Carter: Tour is always an eye-opening experience. This time we went back to a few familiar places that we had played during the summer but also went to West Virginia as well.

One moment that really sticks out in my mind from this last tour was in Ohio. Right before we go on Chris and Matt come up to me and ask if I am good to play "I'm On Fire" by Bruce, a song we haven't rehearsed or played in the past six months or more. I thought I knew it well enough to do it and we asked the acoustic performer that opened for us called My Brother The Bear, to play harmonica on stage with us. When it came time to play I told him the key and we jumped into it. To my amazement the audience loved it and almost everyone in the crowd -- from young kids to biker dudes -- was singing along. It was one of those moments where you just felt everyone on the same wavelength, and it felt like time was standing still. Made me realize that sometimes you need to adjust the set or add in a song if it feels right. Have to credit Chris and Matt for that idea, and it worked out really well.

I know you’re just a couple of months removed from the release of Sailors, but is there any new music on the horizon? Maybe an LP?

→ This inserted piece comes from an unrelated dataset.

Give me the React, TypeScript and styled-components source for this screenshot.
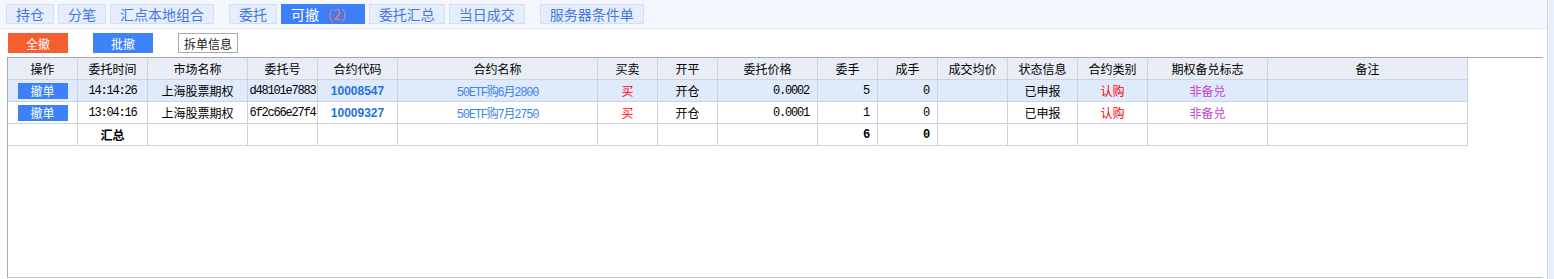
import React from 'react';
import styled, { createGlobalStyle } from 'styled-components';

const GlobalStyle = createGlobalStyle`
  html, body {
    margin: 0;
    padding: 0;
    background: #ffffff;
  }
  body {
    font-family: "Noto Sans CJK SC", "Liberation Sans", sans-serif;
    font-size: 12px;
    color: #000;
  }
`;

interface Order {
  time: string;
  market: string;
  orderNo: string;
  code: string;
  name: string;
  side: string;
  openClose: string;
  price: string;
  qty: string;
  filled: string;
  avgPrice: string;
  status: string;
  kind: string;
  covered: string;
  note: string;
}

const orders: Order[] = [
  {
    time: '14:14:26',
    market: '上海股票期权',
    orderNo: 'd48101e7883',
    code: '10008547',
    name: '50ETF购6月2800',
    side: '买',
    openClose: '开仓',
    price: '0.0002',
    qty: '5',
    filled: '0',
    avgPrice: '',
    status: '已申报',
    kind: '认购',
    covered: '非备兑',
    note: '',
  },
  {
    time: '13:04:16',
    market: '上海股票期权',
    orderNo: '6f2c66e27f4',
    code: '10009327',
    name: '50ETF购7月2750',
    side: '买',
    openClose: '开仓',
    price: '0.0001',
    qty: '1',
    filled: '0',
    avgPrice: '',
    status: '已申报',
    kind: '认购',
    covered: '非备兑',
    note: '',
  },
];

const columns = [
  { title: '操作', width: 70 },
  { title: '委托时间', width: 70 },
  { title: '市场名称', width: 100 },
  { title: '委托号', width: 70 },
  { title: '合约代码', width: 80 },
  { title: '合约名称', width: 200 },
  { title: '买卖', width: 60 },
  { title: '开平', width: 60 },
  { title: '委托价格', width: 100 },
  { title: '委手', width: 60 },
  { title: '成手', width: 60 },
  { title: '成交均价', width: 70 },
  { title: '状态信息', width: 70 },
  { title: '合约类别', width: 70 },
  { title: '期权备兑标志', width: 120 },
  { title: '备注', width: 200 },
];

const tabs = [
  { label: '持仓' },
  { label: '分笔' },
  { label: '汇点本地组合', gapAfter: true },
  { label: '委托' },
  { label: '可撤', count: 2, active: true },
  { label: '委托汇总' },
  { label: '当日成交', gapAfter: true },
  { label: '服务器条件单' },
];

const App: React.FC = () => {
  const totalQty = orders.reduce((s, o) => s + Number(o.qty), 0);
  const totalFilled = orders.reduce((s, o) => s + Number(o.filled), 0);

  return (
    <Page>
      <GlobalStyle />
      <Main>
        <TabBar>
          {tabs.map((t) => (
            <Tab key={t.label} $active={!!t.active} $gapAfter={!!t.gapAfter}>
              {t.label}
              {t.count !== undefined && <TabCount>（{t.count}）</TabCount>}
            </Tab>
          ))}
        </TabBar>

        <ActionRow>
          <ActionButton $tone="orange">全撤</ActionButton>
          <ActionButton $tone="blue">批撤</ActionButton>
          <PlainButton>拆单信息</PlainButton>
        </ActionRow>

        <Panel>
          <Grid>
            {columns.map((c) => (
              <HeadCell key={c.title}>{c.title}</HeadCell>
            ))}

            {orders.map((o, i) => {
              const sel = i === 0;
              return (
                <React.Fragment key={o.orderNo}>
                  <Cell $selected={sel}>
                    <CancelButton>撤单</CancelButton>
                  </Cell>
                  <Cell $selected={sel} $mono>{o.time}</Cell>
                  <Cell $selected={sel}>{o.market}</Cell>
                  <Cell $selected={sel} $mono>{o.orderNo}</Cell>
                  <Cell $selected={sel}>
                    <Code>{o.code}</Code>
                  </Cell>
                  <Cell $selected={sel} $mono $color="#3a86e8">{o.name}</Cell>
                  <Cell $selected={sel} $color="#ff0000">{o.side}</Cell>
                  <Cell $selected={sel}>{o.openClose}</Cell>
                  <Cell $selected={sel} $align="right" $mono>{o.price}</Cell>
                  <Cell $selected={sel} $align="right" $mono>{o.qty}</Cell>
                  <Cell $selected={sel} $align="right" $mono>{o.filled}</Cell>
                  <Cell $selected={sel}>{o.avgPrice}</Cell>
                  <Cell $selected={sel}>{o.status}</Cell>
                  <Cell $selected={sel} $color="#ff0000">{o.kind}</Cell>
                  <Cell $selected={sel} $color="#c444c8">{o.covered}</Cell>
                  <Cell $selected={sel}>{o.note}</Cell>
                </React.Fragment>
              );
            })}

            <Cell />
            <Cell $bold>汇总</Cell>
            <Cell />
            <Cell />
            <Cell />
            <Cell />
            <Cell />
            <Cell />
            <Cell />
            <Cell $align="right" $mono $bold>{totalQty}</Cell>
            <Cell $align="right" $mono $bold>{totalFilled}</Cell>
            <Cell />
            <Cell />
            <Cell />
            <Cell />
            <Cell />
          </Grid>
        </Panel>
      </Main>
      <SideStrip />
    </Page>
  );
};

const Page = styled.div`
  display: flex;
  width: 1554px;
  height: 279px;
  overflow: hidden;
`;

const Main = styled.div`
  width: 1547px;
  border-right: 1px solid #d4d8de;
  display: flex;
  flex-direction: column;
`;

const SideStrip = styled.div`
  flex: 1;
  background: #e9effb;
`;

const TabBar = styled.div`
  height: 29px;
  box-sizing: border-box;
  background: #f4f7fd;
  border-bottom: 1px solid #e0e5ee;
  display: flex;
  align-items: flex-start;
  padding: 4px 0 0 6px;
  gap: 4px;
`;

const Tab = styled.div<{ $active: boolean; $gapAfter: boolean }>`
  height: 20px;
  box-sizing: border-box;
  padding: 0 9px;
  display: flex;
  align-items: center;
  font-family: "Noto Sans CJK SC", sans-serif;
  font-size: 14px;
  line-height: 18px;
  background: ${(p) => (p.$active ? '#3d7ff6' : '#e6eefd')};
  border: 1px solid ${(p) => (p.$active ? '#3d7ff6' : '#d2dff8')};
  color: ${(p) => (p.$active ? '#ffffff' : '#4478dc')};
  margin-right: ${(p) => (p.$gapAfter ? '11px' : '0')};
  white-space: pre;
`;

const TabCount = styled.span`
  color: #f47a68;
`;

const ActionRow = styled.div`
  height: 28px;
  display: flex;
  align-items: flex-start;
  padding: 4px 0 0 8px;
  box-sizing: border-box;
  gap: 25px;
`;

const ActionButton = styled.div<{ $tone: 'orange' | 'blue' }>`
  width: 60px;
  height: 20px;
  display: flex;
  align-items: center;
  justify-content: center;
  color: #ffffff;
  font-size: 12px;
  background: ${(p) => (p.$tone === 'orange' ? '#f55e2f' : '#3e82f7')};
`;

const PlainButton = styled.div`
  width: 60px;
  height: 20px;
  box-sizing: border-box;
  border: 1px solid #a9a9a9;
  background: #ffffff;
  display: flex;
  align-items: center;
  justify-content: center;
  font-size: 12px;
  color: #1a1a1a;
`;

const Panel = styled.div`
  margin-left: 7px;
  width: 1536px;
  height: 221px;
  box-sizing: border-box;
  border-top: 1px solid #a8a8a8;
  border-left: 1px solid #a8a8a8;
  border-bottom: 1px solid #b9c3d3;
  background: #ffffff;
`;

const Grid = styled.div`
  display: grid;
  grid-template-columns: ${columns.map((c) => `${c.width}px`).join(' ')};
  grid-auto-rows: 22px;
`;

const HeadCell = styled.div`
  box-sizing: border-box;
  border-right: 1px solid #c9d3e1;
  border-bottom: 1px solid #c9d3e1;
  background: #e9edf5;
  display: flex;
  align-items: center;
  justify-content: center;
  font-size: 12px;
  color: #000;
`;

const Cell = styled.div<{
  $selected?: boolean;
  $align?: 'center' | 'right';
  $mono?: boolean;
  $bold?: boolean;
  $color?: string;
}>`
  box-sizing: border-box;
  border-right: 1px solid #c9d3e1;
  border-bottom: 1px solid #c9d3e1;
  background: ${(p) => (p.$selected ? '#dfeafb' : '#ffffff')};
  display: flex;
  align-items: center;
  justify-content: ${(p) => (p.$align === 'right' ? 'flex-end' : 'center')};
  padding-right: ${(p) => (p.$align === 'right' ? '8px' : '0')};
  overflow: hidden;
  white-space: nowrap;
  font-family: ${(p) =>
    p.$mono
      ? '"Liberation Mono", "Noto Sans CJK SC", monospace'
      : '"Noto Sans CJK SC", sans-serif'};
  font-size: 12px;
  letter-spacing: ${(p) => (p.$mono ? '-1.2px' : '0')};
  font-weight: ${(p) => (p.$bold ? 700 : 400)};
  color: ${(p) => p.$color || '#000'};
`;

const CancelButton = styled.div`
  width: 50px;
  height: 16px;
  background: #3d80f7;
  color: #ffffff;
  font-size: 12px;
  display: flex;
  align-items: center;
  justify-content: center;
`;

const Code = styled.span`
  font-family: "Liberation Sans", sans-serif;
  font-weight: 700;
  font-size: 12px;
  color: #1f72e0;
`;

export default App;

Matt: Yes, there’s some stuff on the way. We’ve been working really hard to keep writing new songs and incorporating them into our sets, so if you’ve seen us in the last month or so, you’ve heard a few songs that aren’t released. We try to do that to get a feel for what could be better or worse in the songs, and use the audience as our sort of “test." We don’t exactly have a date set to release anything, or even record anything for that matter; but we are working hard behind the scenes to make new music, and I know that we’re all really stoked about what’s being written and we think it’ll be another big step for us when the next release happens, which probably isn’t too far away.